Data excerpt:
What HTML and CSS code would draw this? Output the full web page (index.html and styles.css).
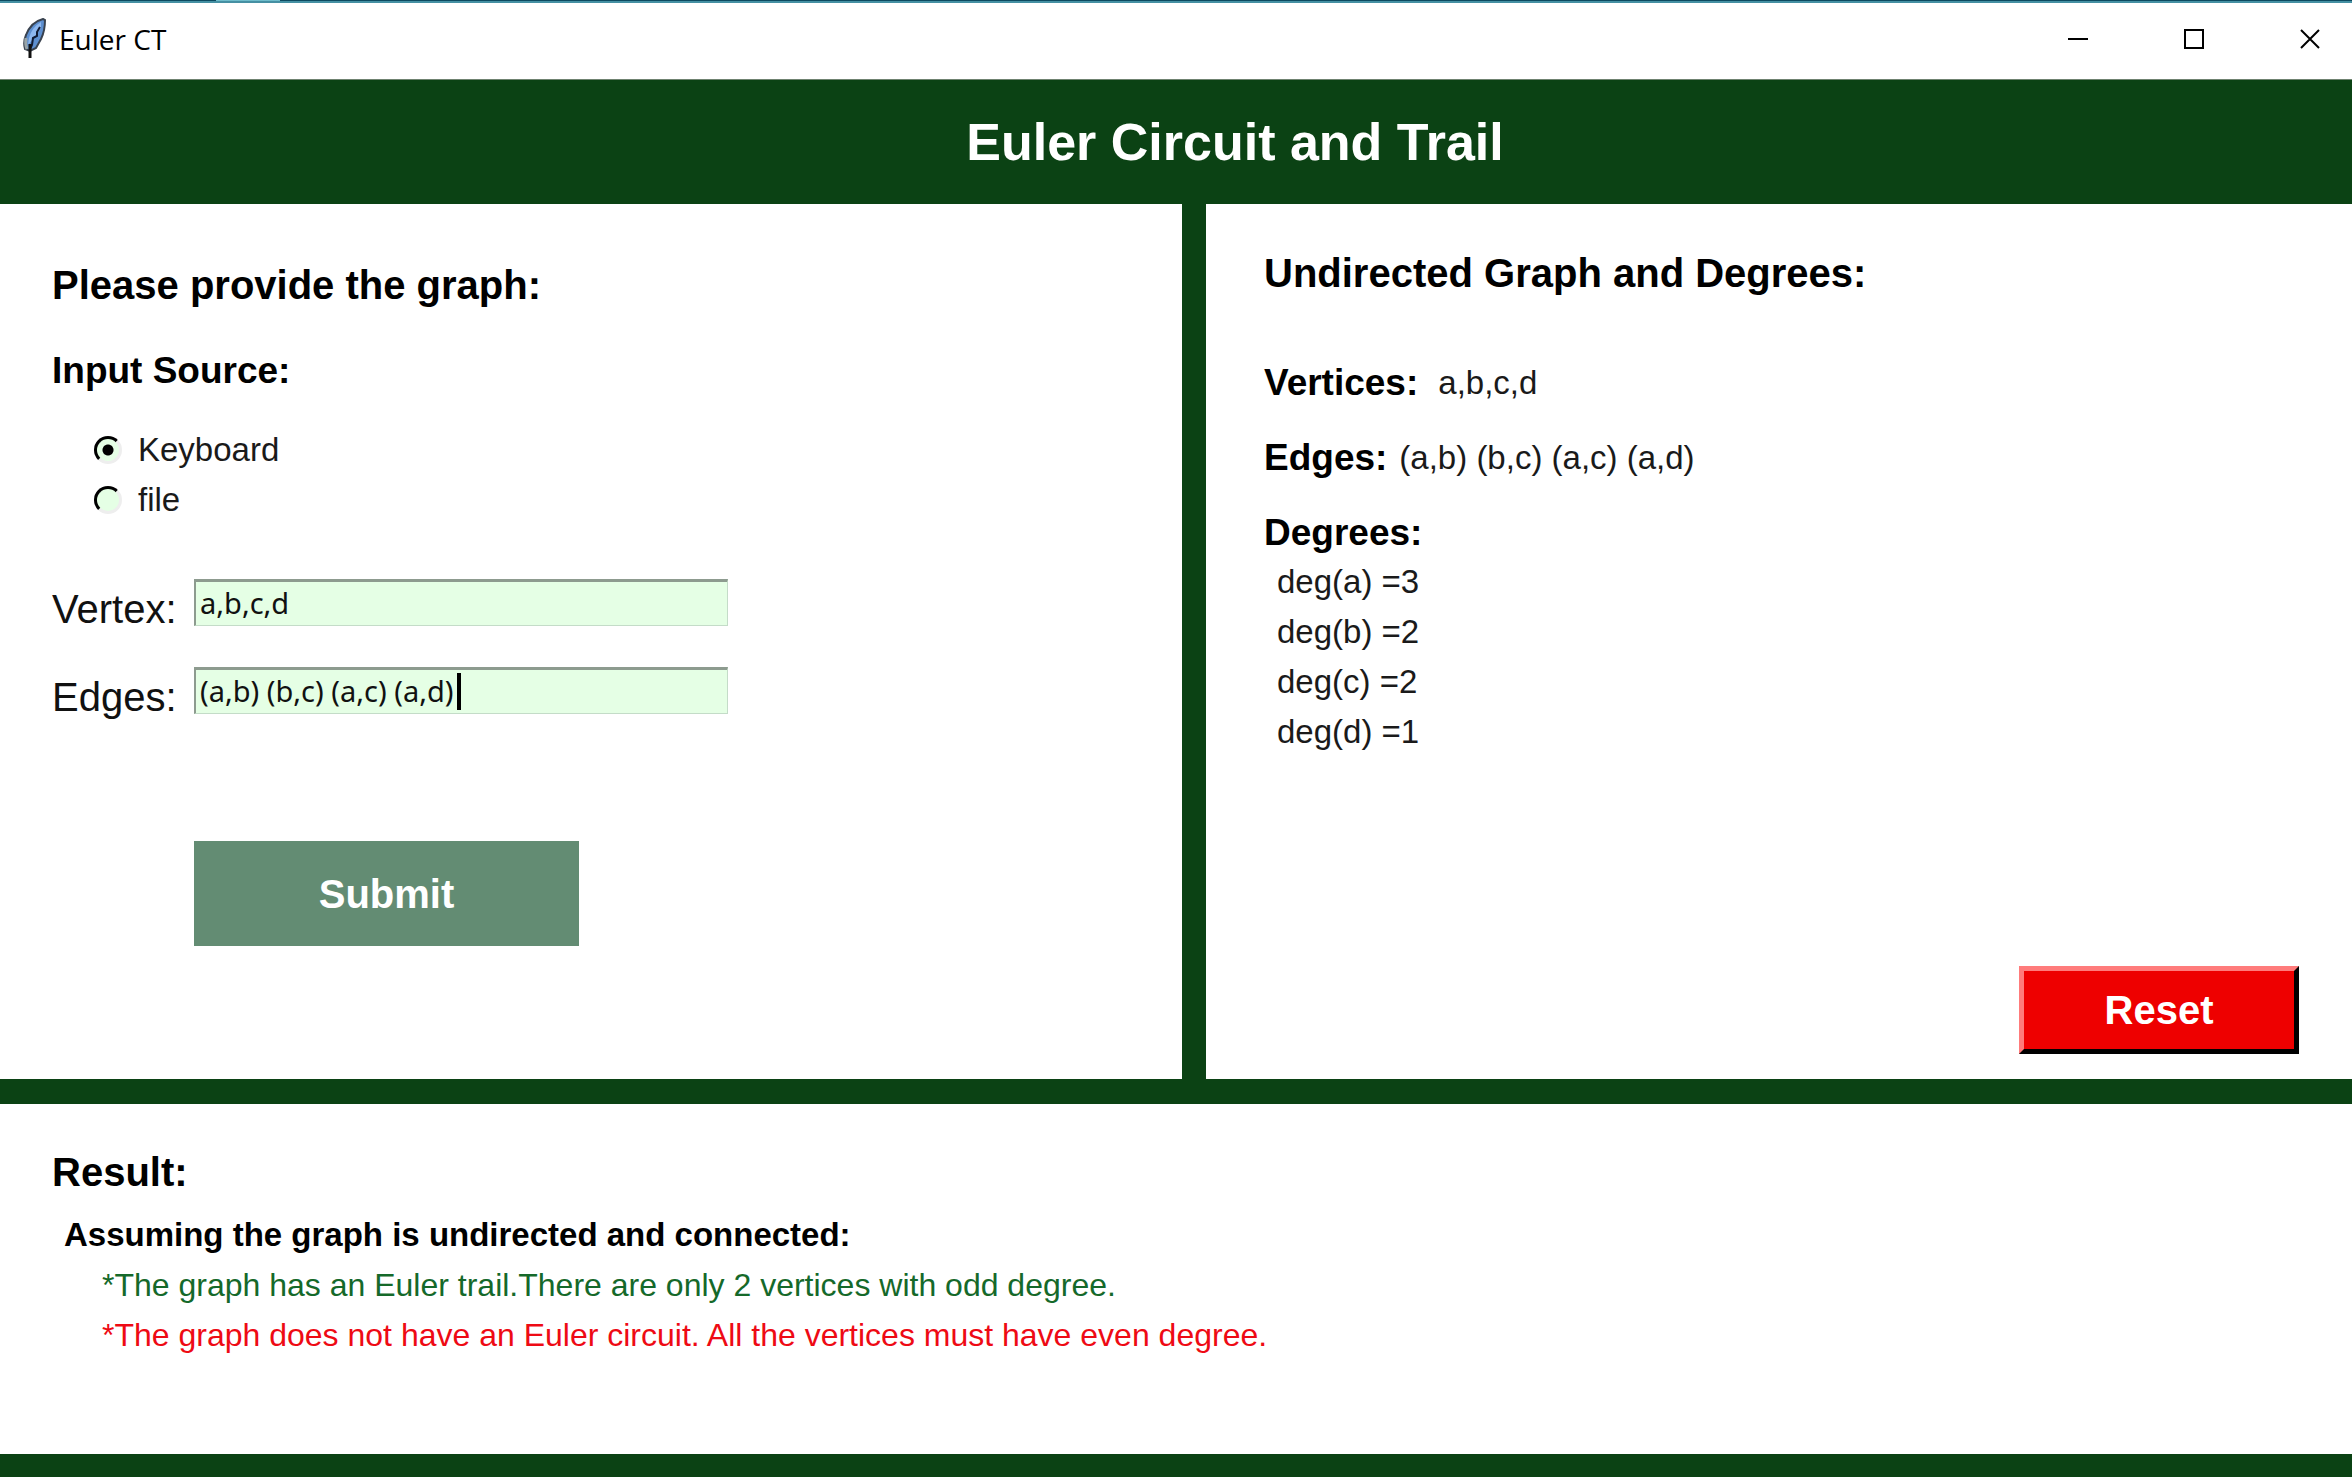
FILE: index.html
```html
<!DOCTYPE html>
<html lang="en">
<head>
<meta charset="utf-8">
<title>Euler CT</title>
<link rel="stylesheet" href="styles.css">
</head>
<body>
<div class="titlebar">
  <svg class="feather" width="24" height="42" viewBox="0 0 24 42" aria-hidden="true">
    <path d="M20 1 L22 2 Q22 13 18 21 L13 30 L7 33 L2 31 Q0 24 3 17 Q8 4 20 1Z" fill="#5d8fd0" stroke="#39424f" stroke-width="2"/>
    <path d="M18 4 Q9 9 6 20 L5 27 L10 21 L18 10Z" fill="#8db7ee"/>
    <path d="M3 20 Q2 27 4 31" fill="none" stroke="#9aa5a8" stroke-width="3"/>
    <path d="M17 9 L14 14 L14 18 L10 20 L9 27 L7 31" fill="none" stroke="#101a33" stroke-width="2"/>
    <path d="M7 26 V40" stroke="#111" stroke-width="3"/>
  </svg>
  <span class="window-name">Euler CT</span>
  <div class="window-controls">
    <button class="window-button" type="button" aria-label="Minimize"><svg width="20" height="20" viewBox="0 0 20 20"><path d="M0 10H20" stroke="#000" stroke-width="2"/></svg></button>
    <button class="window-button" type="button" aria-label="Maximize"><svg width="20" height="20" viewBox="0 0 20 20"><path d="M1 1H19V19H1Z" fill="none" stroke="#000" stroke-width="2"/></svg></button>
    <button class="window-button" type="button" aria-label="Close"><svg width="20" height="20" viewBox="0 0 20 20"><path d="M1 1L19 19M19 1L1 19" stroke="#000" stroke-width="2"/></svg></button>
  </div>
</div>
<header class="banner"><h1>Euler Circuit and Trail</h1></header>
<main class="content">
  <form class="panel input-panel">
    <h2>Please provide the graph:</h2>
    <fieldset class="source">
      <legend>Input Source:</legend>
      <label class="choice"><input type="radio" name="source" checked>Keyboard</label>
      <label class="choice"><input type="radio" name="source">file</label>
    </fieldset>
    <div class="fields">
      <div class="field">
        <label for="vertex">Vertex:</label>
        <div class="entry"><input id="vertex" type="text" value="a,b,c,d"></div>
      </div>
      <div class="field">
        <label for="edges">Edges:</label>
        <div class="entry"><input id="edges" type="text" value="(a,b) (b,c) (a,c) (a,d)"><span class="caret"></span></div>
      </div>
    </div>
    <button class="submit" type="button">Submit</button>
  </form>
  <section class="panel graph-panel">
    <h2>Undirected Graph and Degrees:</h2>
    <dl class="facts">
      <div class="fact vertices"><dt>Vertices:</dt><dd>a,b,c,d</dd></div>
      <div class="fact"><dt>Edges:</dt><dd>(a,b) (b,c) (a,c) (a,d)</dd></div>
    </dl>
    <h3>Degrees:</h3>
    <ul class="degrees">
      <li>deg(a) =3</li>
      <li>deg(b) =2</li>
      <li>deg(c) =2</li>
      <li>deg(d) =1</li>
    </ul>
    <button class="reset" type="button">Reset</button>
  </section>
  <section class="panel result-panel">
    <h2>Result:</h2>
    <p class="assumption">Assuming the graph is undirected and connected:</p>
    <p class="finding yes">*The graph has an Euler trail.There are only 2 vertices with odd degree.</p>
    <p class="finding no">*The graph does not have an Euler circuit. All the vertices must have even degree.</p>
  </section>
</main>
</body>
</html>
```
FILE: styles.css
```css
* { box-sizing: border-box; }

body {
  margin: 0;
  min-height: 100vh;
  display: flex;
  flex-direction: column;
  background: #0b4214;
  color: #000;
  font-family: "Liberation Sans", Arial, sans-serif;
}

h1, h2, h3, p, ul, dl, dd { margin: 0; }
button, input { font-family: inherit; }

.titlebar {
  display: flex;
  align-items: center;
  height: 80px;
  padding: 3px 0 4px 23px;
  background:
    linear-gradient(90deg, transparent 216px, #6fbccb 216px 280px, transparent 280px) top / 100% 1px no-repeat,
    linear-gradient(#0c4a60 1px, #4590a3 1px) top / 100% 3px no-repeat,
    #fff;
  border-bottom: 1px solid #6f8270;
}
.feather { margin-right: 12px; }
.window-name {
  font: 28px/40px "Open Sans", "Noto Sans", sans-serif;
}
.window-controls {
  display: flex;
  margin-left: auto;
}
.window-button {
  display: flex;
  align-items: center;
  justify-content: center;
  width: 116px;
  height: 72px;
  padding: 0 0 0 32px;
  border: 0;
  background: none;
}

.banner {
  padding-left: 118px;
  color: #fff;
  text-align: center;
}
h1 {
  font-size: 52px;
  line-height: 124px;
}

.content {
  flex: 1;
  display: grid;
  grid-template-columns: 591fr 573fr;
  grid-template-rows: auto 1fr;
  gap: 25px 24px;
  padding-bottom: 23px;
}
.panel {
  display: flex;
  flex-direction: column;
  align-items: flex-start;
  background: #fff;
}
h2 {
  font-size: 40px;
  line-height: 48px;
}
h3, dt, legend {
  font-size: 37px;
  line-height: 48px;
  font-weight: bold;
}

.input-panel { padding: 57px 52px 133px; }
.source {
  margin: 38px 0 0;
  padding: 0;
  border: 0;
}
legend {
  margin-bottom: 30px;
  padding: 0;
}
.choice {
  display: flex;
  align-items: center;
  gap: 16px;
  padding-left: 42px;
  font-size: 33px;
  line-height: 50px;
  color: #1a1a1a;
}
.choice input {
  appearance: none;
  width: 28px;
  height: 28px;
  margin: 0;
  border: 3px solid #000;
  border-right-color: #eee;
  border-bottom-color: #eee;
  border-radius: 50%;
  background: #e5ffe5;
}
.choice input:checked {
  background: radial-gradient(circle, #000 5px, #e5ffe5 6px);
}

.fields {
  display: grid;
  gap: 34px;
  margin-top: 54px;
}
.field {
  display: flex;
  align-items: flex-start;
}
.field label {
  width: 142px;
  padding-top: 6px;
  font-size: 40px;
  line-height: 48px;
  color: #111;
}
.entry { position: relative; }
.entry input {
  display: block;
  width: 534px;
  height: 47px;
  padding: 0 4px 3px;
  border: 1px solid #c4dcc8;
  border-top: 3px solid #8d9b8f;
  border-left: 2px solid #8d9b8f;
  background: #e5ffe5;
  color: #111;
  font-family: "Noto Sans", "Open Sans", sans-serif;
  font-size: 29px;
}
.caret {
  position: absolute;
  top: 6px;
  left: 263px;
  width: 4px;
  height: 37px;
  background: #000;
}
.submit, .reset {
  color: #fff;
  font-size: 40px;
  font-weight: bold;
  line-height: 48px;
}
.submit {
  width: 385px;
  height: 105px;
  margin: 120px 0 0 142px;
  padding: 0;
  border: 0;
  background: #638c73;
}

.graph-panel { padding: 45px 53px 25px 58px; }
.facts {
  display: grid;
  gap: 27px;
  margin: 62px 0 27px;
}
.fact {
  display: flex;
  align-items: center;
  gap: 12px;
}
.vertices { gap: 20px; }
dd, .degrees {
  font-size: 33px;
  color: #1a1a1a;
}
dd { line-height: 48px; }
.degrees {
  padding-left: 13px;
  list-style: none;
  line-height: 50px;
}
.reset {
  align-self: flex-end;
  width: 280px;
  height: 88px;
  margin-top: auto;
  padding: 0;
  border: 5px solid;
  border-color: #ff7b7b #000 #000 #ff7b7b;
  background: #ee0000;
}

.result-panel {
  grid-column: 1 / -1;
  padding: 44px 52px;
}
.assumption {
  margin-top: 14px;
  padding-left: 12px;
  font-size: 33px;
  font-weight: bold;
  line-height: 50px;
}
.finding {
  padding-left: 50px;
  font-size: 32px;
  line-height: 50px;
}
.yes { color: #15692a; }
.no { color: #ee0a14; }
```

Work required: Go through the listing above and write it all out exactly, leaving out any picture.

Written response:
What HTML and CSS code would draw this? Output the full web page (index.html and styles.css).
FILE: index.html
```html
<!DOCTYPE html>
<html lang="en">
<head>
<meta charset="utf-8">
<title>Euler CT</title>
<link rel="stylesheet" href="styles.css">
</head>
<body>
<div class="titlebar">
  <svg class="feather" width="24" height="42" viewBox="0 0 24 42" aria-hidden="true">
    <path d="M20 1 L22 2 Q22 13 18 21 L13 30 L7 33 L2 31 Q0 24 3 17 Q8 4 20 1Z" fill="#5d8fd0" stroke="#39424f" stroke-width="2"/>
    <path d="M18 4 Q9 9 6 20 L5 27 L10 21 L18 10Z" fill="#8db7ee"/>
    <path d="M3 20 Q2 27 4 31" fill="none" stroke="#9aa5a8" stroke-width="3"/>
    <path d="M17 9 L14 14 L14 18 L10 20 L9 27 L7 31" fill="none" stroke="#101a33" stroke-width="2"/>
    <path d="M7 26 V40" stroke="#111" stroke-width="3"/>
  </svg>
  <span class="window-name">Euler CT</span>
  <div class="window-controls">
    <button class="window-button" type="button" aria-label="Minimize"><svg width="20" height="20" viewBox="0 0 20 20"><path d="M0 10H20" stroke="#000" stroke-width="2"/></svg></button>
    <button class="window-button" type="button" aria-label="Maximize"><svg width="20" height="20" viewBox="0 0 20 20"><path d="M1 1H19V19H1Z" fill="none" stroke="#000" stroke-width="2"/></svg></button>
    <button class="window-button" type="button" aria-label="Close"><svg width="20" height="20" viewBox="0 0 20 20"><path d="M1 1L19 19M19 1L1 19" stroke="#000" stroke-width="2"/></svg></button>
  </div>
</div>
<header class="banner"><h1>Euler Circuit and Trail</h1></header>
<main class="content">
  <form class="panel input-panel">
    <h2>Please provide the graph:</h2>
    <fieldset class="source">
      <legend>Input Source:</legend>
      <label class="choice"><input type="radio" name="source" checked>Keyboard</label>
      <label class="choice"><input type="radio" name="source">file</label>
    </fieldset>
    <div class="fields">
      <div class="field">
        <label for="vertex">Vertex:</label>
        <div class="entry"><input id="vertex" type="text" value="a,b,c,d"></div>
      </div>
      <div class="field">
        <label for="edges">Edges:</label>
        <div class="entry"><input id="edges" type="text" value="(a,b) (b,c) (a,c) (a,d)"><span class="caret"></span></div>
      </div>
    </div>
    <button class="submit" type="button">Submit</button>
  </form>
  <section class="panel graph-panel">
    <h2>Undirected Graph and Degrees:</h2>
    <dl class="facts">
      <div class="fact vertices"><dt>Vertices:</dt><dd>a,b,c,d</dd></div>
      <div class="fact"><dt>Edges:</dt><dd>(a,b) (b,c) (a,c) (a,d)</dd></div>
    </dl>
    <h3>Degrees:</h3>
    <ul class="degrees">
      <li>deg(a) =3</li>
      <li>deg(b) =2</li>
      <li>deg(c) =2</li>
      <li>deg(d) =1</li>
    </ul>
    <button class="reset" type="button">Reset</button>
  </section>
  <section class="panel result-panel">
    <h2>Result:</h2>
    <p class="assumption">Assuming the graph is undirected and connected:</p>
    <p class="finding yes">*The graph has an Euler trail.There are only 2 vertices with odd degree.</p>
    <p class="finding no">*The graph does not have an Euler circuit. All the vertices must have even degree.</p>
  </section>
</main>
</body>
</html>
```
FILE: styles.css
```css
* { box-sizing: border-box; }

body {
  margin: 0;
  min-height: 100vh;
  display: flex;
  flex-direction: column;
  background: #0b4214;
  color: #000;
  font-family: "Liberation Sans", Arial, sans-serif;
}

h1, h2, h3, p, ul, dl, dd { margin: 0; }
button, input { font-family: inherit; }

.titlebar {
  display: flex;
  align-items: center;
  height: 80px;
  padding: 3px 0 4px 23px;
  background:
    linear-gradient(90deg, transparent 216px, #6fbccb 216px 280px, transparent 280px) top / 100% 1px no-repeat,
    linear-gradient(#0c4a60 1px, #4590a3 1px) top / 100% 3px no-repeat,
    #fff;
  border-bottom: 1px solid #6f8270;
}
.feather { margin-right: 12px; }
.window-name {
  font: 28px/40px "Open Sans", "Noto Sans", sans-serif;
}
.window-controls {
  display: flex;
  margin-left: auto;
}
.window-button {
  display: flex;
  align-items: center;
  justify-content: center;
  width: 116px;
  height: 72px;
  padding: 0 0 0 32px;
  border: 0;
  background: none;
}

.banner {
  padding-left: 118px;
  color: #fff;
  text-align: center;
}
h1 {
  font-size: 52px;
  line-height: 124px;
}

.content {
  flex: 1;
  display: grid;
  grid-template-columns: 591fr 573fr;
  grid-template-rows: auto 1fr;
  gap: 25px 24px;
  padding-bottom: 23px;
}
.panel {
  display: flex;
  flex-direction: column;
  align-items: flex-start;
  background: #fff;
}
h2 {
  font-size: 40px;
  line-height: 48px;
}
h3, dt, legend {
  font-size: 37px;
  line-height: 48px;
  font-weight: bold;
}

.input-panel { padding: 57px 52px 133px; }
.source {
  margin: 38px 0 0;
  padding: 0;
  border: 0;
}
legend {
  margin-bottom: 30px;
  padding: 0;
}
.choice {
  display: flex;
  align-items: center;
  gap: 16px;
  padding-left: 42px;
  font-size: 33px;
  line-height: 50px;
  color: #1a1a1a;
}
.choice input {
  appearance: none;
  width: 28px;
  height: 28px;
  margin: 0;
  border: 3px solid #000;
  border-right-color: #eee;
  border-bottom-color: #eee;
  border-radius: 50%;
  background: #e5ffe5;
}
.choice input:checked {
  background: radial-gradient(circle, #000 5px, #e5ffe5 6px);
}

.fields {
  display: grid;
  gap: 34px;
  margin-top: 54px;
}
.field {
  display: flex;
  align-items: flex-start;
}
.field label {
  width: 142px;
  padding-top: 6px;
  font-size: 40px;
  line-height: 48px;
  color: #111;
}
.entry { position: relative; }
.entry input {
  display: block;
  width: 534px;
  height: 47px;
  padding: 0 4px 3px;
  border: 1px solid #c4dcc8;
  border-top: 3px solid #8d9b8f;
  border-left: 2px solid #8d9b8f;
  background: #e5ffe5;
  color: #111;
  font-family: "Noto Sans", "Open Sans", sans-serif;
  font-size: 29px;
}
.caret {
  position: absolute;
  top: 6px;
  left: 263px;
  width: 4px;
  height: 37px;
  background: #000;
}
.submit, .reset {
  color: #fff;
  font-size: 40px;
  font-weight: bold;
  line-height: 48px;
}
.submit {
  width: 385px;
  height: 105px;
  margin: 120px 0 0 142px;
  padding: 0;
  border: 0;
  background: #638c73;
}

.graph-panel { padding: 45px 53px 25px 58px; }
.facts {
  display: grid;
  gap: 27px;
  margin: 62px 0 27px;
}
.fact {
  display: flex;
  align-items: center;
  gap: 12px;
}
.vertices { gap: 20px; }
dd, .degrees {
  font-size: 33px;
  color: #1a1a1a;
}
dd { line-height: 48px; }
.degrees {
  padding-left: 13px;
  list-style: none;
  line-height: 50px;
}
.reset {
  align-self: flex-end;
  width: 280px;
  height: 88px;
  margin-top: auto;
  padding: 0;
  border: 5px solid;
  border-color: #ff7b7b #000 #000 #ff7b7b;
  background: #ee0000;
}

.result-panel {
  grid-column: 1 / -1;
  padding: 44px 52px;
}
.assumption {
  margin-top: 14px;
  padding-left: 12px;
  font-size: 33px;
  font-weight: bold;
  line-height: 50px;
}
.finding {
  padding-left: 50px;
  font-size: 32px;
  line-height: 50px;
}
.yes { color: #15692a; }
.no { color: #ee0a14; }
```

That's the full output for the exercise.